§ **Written exercise**: Search the listing below for the string "Tailwind" and show each line that contains it.
— begin Extracted data —
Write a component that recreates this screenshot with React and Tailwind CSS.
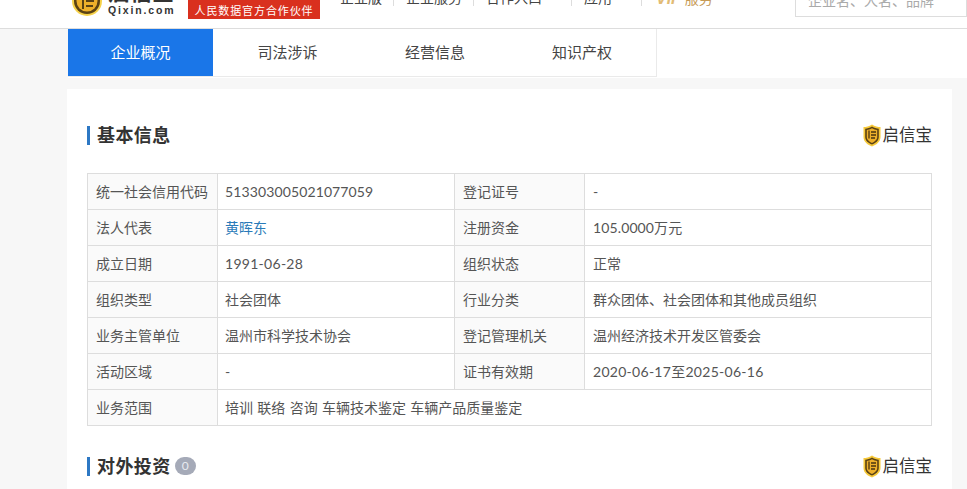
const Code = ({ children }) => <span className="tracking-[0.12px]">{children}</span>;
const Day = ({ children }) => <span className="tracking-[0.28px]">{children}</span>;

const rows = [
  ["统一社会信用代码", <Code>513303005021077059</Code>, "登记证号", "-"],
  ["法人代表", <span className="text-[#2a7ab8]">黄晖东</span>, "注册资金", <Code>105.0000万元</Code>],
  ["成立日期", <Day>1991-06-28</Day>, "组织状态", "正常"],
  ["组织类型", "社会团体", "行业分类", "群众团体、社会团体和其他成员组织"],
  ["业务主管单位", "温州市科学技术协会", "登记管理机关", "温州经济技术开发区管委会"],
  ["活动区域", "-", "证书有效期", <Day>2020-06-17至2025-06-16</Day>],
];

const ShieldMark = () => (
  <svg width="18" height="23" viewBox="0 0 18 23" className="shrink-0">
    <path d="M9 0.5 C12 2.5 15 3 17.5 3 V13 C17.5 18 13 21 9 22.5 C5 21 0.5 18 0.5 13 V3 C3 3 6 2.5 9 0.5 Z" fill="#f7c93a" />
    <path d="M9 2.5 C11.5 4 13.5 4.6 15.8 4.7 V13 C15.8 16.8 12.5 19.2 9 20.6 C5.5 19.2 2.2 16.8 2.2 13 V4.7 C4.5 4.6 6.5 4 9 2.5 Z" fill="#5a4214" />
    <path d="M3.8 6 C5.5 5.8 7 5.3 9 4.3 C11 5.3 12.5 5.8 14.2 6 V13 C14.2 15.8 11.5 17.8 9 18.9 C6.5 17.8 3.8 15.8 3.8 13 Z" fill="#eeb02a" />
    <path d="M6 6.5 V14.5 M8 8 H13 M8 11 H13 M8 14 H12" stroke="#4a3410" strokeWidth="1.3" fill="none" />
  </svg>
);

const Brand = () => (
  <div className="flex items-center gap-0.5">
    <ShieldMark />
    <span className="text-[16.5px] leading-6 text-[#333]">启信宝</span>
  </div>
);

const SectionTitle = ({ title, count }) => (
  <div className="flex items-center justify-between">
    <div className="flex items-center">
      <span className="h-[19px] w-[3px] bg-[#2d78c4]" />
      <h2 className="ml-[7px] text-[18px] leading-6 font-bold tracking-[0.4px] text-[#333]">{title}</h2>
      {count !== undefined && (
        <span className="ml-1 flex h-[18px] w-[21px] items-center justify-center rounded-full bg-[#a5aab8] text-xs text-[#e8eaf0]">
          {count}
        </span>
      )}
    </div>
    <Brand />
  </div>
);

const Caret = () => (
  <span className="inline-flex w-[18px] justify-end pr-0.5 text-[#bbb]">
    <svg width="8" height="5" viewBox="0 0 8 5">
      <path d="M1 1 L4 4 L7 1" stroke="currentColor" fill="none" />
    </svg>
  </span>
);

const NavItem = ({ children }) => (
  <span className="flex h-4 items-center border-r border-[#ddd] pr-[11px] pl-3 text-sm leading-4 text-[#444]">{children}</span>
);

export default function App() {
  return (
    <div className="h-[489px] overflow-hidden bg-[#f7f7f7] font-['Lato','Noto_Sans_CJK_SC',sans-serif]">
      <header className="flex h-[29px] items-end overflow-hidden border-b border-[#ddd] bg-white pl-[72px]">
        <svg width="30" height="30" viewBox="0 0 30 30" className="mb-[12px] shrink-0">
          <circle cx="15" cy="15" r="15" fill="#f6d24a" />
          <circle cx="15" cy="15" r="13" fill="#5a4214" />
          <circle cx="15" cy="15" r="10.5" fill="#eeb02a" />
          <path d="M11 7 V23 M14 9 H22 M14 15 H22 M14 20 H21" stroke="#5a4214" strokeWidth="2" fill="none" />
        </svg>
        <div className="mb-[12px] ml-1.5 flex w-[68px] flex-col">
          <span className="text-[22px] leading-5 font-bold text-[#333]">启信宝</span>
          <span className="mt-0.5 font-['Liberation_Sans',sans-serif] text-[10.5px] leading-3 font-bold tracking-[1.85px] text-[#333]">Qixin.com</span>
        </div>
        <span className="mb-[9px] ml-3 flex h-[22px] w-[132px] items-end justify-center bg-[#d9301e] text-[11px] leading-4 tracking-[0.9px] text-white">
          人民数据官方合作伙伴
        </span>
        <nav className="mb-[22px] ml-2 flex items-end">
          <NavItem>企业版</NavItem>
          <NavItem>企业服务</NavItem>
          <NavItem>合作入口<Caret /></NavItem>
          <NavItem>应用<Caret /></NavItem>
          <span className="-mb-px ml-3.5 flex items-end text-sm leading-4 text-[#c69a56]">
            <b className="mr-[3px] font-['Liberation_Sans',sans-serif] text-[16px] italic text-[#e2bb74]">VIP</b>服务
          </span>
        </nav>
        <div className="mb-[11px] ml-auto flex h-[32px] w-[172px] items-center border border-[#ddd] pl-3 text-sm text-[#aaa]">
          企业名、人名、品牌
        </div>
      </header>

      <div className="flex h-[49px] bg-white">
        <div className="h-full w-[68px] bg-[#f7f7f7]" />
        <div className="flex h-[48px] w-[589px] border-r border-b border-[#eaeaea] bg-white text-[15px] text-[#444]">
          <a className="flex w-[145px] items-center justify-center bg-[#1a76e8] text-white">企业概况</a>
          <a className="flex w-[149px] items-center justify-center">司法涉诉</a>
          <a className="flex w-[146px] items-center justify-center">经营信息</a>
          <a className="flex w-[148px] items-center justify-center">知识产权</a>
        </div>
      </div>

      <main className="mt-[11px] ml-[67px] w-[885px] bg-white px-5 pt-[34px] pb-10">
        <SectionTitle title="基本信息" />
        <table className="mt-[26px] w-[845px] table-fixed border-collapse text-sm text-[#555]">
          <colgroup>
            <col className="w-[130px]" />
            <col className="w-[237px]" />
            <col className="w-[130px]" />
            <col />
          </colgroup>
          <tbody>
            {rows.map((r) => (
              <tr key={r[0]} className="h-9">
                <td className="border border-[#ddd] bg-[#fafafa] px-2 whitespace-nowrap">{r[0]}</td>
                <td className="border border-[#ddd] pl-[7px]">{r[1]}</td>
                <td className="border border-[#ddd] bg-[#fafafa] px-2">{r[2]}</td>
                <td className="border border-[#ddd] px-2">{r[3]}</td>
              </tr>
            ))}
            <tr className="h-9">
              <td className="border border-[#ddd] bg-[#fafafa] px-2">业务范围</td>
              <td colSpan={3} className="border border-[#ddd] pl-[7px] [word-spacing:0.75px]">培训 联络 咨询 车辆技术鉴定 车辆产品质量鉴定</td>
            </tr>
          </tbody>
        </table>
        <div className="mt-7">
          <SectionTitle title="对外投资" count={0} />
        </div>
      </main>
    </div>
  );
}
— end Extracted data —
— begin Extracted data —
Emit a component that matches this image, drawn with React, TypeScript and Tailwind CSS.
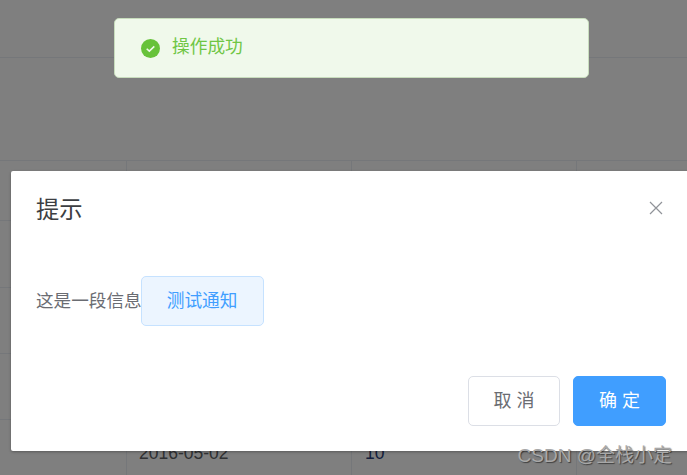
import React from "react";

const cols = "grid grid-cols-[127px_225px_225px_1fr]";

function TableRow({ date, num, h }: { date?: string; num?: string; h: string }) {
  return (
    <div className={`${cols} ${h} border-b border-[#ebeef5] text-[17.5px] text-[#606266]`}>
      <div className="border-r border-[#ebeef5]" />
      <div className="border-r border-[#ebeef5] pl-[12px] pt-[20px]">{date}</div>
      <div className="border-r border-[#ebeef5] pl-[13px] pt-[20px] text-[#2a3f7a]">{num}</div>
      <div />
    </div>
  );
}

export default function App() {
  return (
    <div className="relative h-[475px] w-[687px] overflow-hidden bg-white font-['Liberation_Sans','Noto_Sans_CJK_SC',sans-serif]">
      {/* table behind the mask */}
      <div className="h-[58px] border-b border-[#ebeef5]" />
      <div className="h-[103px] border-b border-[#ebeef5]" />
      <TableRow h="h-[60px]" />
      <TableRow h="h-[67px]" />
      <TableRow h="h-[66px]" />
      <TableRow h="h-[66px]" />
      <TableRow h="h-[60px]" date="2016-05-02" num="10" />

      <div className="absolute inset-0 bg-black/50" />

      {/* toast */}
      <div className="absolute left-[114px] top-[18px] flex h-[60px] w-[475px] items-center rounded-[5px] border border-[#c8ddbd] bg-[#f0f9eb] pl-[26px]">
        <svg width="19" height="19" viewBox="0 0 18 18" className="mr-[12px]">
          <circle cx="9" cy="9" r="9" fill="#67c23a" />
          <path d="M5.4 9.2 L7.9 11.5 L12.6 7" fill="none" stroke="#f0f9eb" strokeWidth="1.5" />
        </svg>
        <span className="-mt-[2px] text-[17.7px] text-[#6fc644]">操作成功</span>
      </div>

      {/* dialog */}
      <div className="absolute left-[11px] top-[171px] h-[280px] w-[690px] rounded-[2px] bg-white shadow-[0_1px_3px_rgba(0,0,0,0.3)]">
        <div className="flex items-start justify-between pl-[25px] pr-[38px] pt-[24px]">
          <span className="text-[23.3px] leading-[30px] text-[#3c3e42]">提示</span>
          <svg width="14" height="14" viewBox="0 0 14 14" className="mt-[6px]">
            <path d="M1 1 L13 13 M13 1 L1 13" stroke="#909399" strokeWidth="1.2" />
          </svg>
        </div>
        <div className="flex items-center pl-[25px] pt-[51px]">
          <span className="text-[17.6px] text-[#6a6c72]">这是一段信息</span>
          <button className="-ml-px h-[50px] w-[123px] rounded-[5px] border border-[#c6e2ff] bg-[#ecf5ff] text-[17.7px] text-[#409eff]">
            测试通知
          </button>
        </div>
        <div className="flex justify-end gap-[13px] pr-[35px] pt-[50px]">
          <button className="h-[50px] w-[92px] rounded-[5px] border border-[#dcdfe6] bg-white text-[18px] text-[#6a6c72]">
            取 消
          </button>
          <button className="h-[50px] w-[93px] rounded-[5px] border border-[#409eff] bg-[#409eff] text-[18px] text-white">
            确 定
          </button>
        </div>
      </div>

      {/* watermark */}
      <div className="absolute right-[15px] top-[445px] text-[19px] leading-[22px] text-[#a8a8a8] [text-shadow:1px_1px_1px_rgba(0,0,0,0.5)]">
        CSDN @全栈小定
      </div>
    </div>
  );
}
— end Extracted data —
§ **Correct output**:
Write a component that recreates this screenshot with React and Tailwind CSS.
Emit a component that matches this image, drawn with React, TypeScript and Tailwind CSS.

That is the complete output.